BRIEF: In this exercise, return the whole listing exactly, excluding any images.

STORED DATA:
§ §

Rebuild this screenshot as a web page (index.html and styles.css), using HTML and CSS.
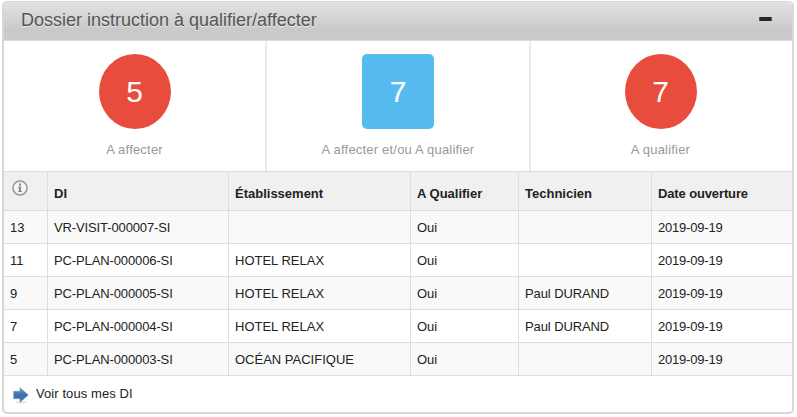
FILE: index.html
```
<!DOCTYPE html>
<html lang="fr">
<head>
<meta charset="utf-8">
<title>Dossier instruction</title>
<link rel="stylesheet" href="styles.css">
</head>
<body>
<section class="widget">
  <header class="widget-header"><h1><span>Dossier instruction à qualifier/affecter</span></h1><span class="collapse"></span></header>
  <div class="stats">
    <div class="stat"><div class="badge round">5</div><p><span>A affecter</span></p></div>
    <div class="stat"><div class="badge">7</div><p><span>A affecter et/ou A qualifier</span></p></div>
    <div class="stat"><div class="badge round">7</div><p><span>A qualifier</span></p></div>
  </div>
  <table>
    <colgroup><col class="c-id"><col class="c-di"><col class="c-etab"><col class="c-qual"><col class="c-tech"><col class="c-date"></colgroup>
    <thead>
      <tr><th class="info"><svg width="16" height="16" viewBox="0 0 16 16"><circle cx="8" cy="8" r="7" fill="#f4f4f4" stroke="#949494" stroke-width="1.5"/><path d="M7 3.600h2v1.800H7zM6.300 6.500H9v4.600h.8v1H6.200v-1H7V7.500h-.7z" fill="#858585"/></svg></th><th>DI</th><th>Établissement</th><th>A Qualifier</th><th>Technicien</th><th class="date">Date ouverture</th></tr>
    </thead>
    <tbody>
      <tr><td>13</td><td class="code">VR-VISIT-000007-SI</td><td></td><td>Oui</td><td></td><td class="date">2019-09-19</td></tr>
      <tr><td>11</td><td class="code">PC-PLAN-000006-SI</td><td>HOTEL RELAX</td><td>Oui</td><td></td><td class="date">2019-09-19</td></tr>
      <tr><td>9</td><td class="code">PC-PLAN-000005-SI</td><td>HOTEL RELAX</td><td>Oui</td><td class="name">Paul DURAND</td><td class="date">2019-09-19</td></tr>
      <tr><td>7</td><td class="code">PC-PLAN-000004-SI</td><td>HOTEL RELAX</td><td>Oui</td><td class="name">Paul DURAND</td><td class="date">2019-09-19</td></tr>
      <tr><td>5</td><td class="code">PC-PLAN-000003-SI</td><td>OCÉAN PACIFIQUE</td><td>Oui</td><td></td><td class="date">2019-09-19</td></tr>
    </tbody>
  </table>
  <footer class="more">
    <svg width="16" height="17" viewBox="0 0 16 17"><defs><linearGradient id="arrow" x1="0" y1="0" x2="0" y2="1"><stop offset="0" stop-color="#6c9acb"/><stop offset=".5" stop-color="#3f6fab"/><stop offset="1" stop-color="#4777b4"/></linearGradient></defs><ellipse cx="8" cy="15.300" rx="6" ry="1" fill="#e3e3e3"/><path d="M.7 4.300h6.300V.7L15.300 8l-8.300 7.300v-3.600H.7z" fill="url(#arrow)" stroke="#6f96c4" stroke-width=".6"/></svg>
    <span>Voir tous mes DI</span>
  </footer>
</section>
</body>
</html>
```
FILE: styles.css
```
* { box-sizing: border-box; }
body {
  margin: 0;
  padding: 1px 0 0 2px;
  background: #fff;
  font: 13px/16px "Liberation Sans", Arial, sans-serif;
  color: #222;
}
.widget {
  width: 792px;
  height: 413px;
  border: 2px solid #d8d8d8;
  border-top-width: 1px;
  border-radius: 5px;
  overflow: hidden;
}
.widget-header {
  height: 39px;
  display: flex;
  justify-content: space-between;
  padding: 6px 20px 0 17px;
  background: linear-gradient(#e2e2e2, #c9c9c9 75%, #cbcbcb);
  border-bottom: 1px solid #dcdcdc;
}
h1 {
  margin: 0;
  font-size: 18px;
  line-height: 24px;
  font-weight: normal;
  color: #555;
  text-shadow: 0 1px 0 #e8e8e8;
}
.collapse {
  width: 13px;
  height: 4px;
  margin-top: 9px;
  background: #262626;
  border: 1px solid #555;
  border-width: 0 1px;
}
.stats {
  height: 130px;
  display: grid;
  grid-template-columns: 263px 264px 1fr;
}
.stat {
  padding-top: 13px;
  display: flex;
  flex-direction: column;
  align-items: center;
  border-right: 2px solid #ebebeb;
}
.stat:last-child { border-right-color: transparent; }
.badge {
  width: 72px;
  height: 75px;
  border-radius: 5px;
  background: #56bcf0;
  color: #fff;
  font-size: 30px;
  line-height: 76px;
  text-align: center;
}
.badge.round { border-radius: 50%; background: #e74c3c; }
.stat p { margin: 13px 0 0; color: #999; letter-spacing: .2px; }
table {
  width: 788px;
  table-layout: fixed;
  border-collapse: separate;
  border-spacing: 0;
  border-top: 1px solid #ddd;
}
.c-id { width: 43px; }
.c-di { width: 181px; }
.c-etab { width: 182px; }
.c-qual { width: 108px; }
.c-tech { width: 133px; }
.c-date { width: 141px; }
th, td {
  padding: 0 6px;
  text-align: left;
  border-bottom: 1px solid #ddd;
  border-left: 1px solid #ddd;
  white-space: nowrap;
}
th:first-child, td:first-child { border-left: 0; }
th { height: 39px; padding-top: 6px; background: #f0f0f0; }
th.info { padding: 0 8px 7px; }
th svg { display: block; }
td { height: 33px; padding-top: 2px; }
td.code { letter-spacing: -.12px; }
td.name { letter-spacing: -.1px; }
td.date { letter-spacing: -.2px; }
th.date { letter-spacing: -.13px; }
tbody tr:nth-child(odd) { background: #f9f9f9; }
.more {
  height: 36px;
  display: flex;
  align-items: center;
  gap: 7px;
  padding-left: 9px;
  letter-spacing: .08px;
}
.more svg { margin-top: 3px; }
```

§ §

CORRECT RESPONSE:
Rebuild this screenshot as a web page (index.html and styles.css), using HTML and CSS.
FILE: index.html
```
<!DOCTYPE html>
<html lang="fr">
<head>
<meta charset="utf-8">
<title>Dossier instruction</title>
<link rel="stylesheet" href="styles.css">
</head>
<body>
<section class="widget">
  <header class="widget-header"><h1><span>Dossier instruction à qualifier/affecter</span></h1><span class="collapse"></span></header>
  <div class="stats">
    <div class="stat"><div class="badge round">5</div><p><span>A affecter</span></p></div>
    <div class="stat"><div class="badge">7</div><p><span>A affecter et/ou A qualifier</span></p></div>
    <div class="stat"><div class="badge round">7</div><p><span>A qualifier</span></p></div>
  </div>
  <table>
    <colgroup><col class="c-id"><col class="c-di"><col class="c-etab"><col class="c-qual"><col class="c-tech"><col class="c-date"></colgroup>
    <thead>
      <tr><th class="info"><svg width="16" height="16" viewBox="0 0 16 16"><circle cx="8" cy="8" r="7" fill="#f4f4f4" stroke="#949494" stroke-width="1.5"/><path d="M7 3.600h2v1.800H7zM6.300 6.500H9v4.600h.8v1H6.200v-1H7V7.500h-.7z" fill="#858585"/></svg></th><th>DI</th><th>Établissement</th><th>A Qualifier</th><th>Technicien</th><th class="date">Date ouverture</th></tr>
    </thead>
    <tbody>
      <tr><td>13</td><td class="code">VR-VISIT-000007-SI</td><td></td><td>Oui</td><td></td><td class="date">2019-09-19</td></tr>
      <tr><td>11</td><td class="code">PC-PLAN-000006-SI</td><td>HOTEL RELAX</td><td>Oui</td><td></td><td class="date">2019-09-19</td></tr>
      <tr><td>9</td><td class="code">PC-PLAN-000005-SI</td><td>HOTEL RELAX</td><td>Oui</td><td class="name">Paul DURAND</td><td class="date">2019-09-19</td></tr>
      <tr><td>7</td><td class="code">PC-PLAN-000004-SI</td><td>HOTEL RELAX</td><td>Oui</td><td class="name">Paul DURAND</td><td class="date">2019-09-19</td></tr>
      <tr><td>5</td><td class="code">PC-PLAN-000003-SI</td><td>OCÉAN PACIFIQUE</td><td>Oui</td><td></td><td class="date">2019-09-19</td></tr>
    </tbody>
  </table>
  <footer class="more">
    <svg width="16" height="17" viewBox="0 0 16 17"><defs><linearGradient id="arrow" x1="0" y1="0" x2="0" y2="1"><stop offset="0" stop-color="#6c9acb"/><stop offset=".5" stop-color="#3f6fab"/><stop offset="1" stop-color="#4777b4"/></linearGradient></defs><ellipse cx="8" cy="15.300" rx="6" ry="1" fill="#e3e3e3"/><path d="M.7 4.300h6.300V.7L15.300 8l-8.300 7.300v-3.600H.7z" fill="url(#arrow)" stroke="#6f96c4" stroke-width=".6"/></svg>
    <span>Voir tous mes DI</span>
  </footer>
</section>
</body>
</html>
```
FILE: styles.css
```
* { box-sizing: border-box; }
body {
  margin: 0;
  padding: 1px 0 0 2px;
  background: #fff;
  font: 13px/16px "Liberation Sans", Arial, sans-serif;
  color: #222;
}
.widget {
  width: 792px;
  height: 413px;
  border: 2px solid #d8d8d8;
  border-top-width: 1px;
  border-radius: 5px;
  overflow: hidden;
}
.widget-header {
  height: 39px;
  display: flex;
  justify-content: space-between;
  padding: 6px 20px 0 17px;
  background: linear-gradient(#e2e2e2, #c9c9c9 75%, #cbcbcb);
  border-bottom: 1px solid #dcdcdc;
}
h1 {
  margin: 0;
  font-size: 18px;
  line-height: 24px;
  font-weight: normal;
  color: #555;
  text-shadow: 0 1px 0 #e8e8e8;
}
.collapse {
  width: 13px;
  height: 4px;
  margin-top: 9px;
  background: #262626;
  border: 1px solid #555;
  border-width: 0 1px;
}
.stats {
  height: 130px;
  display: grid;
  grid-template-columns: 263px 264px 1fr;
}
.stat {
  padding-top: 13px;
  display: flex;
  flex-direction: column;
  align-items: center;
  border-right: 2px solid #ebebeb;
}
.stat:last-child { border-right-color: transparent; }
.badge {
  width: 72px;
  height: 75px;
  border-radius: 5px;
  background: #56bcf0;
  color: #fff;
  font-size: 30px;
  line-height: 76px;
  text-align: center;
}
.badge.round { border-radius: 50%; background: #e74c3c; }
.stat p { margin: 13px 0 0; color: #999; letter-spacing: .2px; }
table {
  width: 788px;
  table-layout: fixed;
  border-collapse: separate;
  border-spacing: 0;
  border-top: 1px solid #ddd;
}
.c-id { width: 43px; }
.c-di { width: 181px; }
.c-etab { width: 182px; }
.c-qual { width: 108px; }
.c-tech { width: 133px; }
.c-date { width: 141px; }
th, td {
  padding: 0 6px;
  text-align: left;
  border-bottom: 1px solid #ddd;
  border-left: 1px solid #ddd;
  white-space: nowrap;
}
th:first-child, td:first-child { border-left: 0; }
th { height: 39px; padding-top: 6px; background: #f0f0f0; }
th.info { padding: 0 8px 7px; }
th svg { display: block; }
td { height: 33px; padding-top: 2px; }
td.code { letter-spacing: -.12px; }
td.name { letter-spacing: -.1px; }
td.date { letter-spacing: -.2px; }
th.date { letter-spacing: -.13px; }
tbody tr:nth-child(odd) { background: #f9f9f9; }
.more {
  height: 36px;
  display: flex;
  align-items: center;
  gap: 7px;
  padding-left: 9px;
  letter-spacing: .08px;
}
.more svg { margin-top: 3px; }
```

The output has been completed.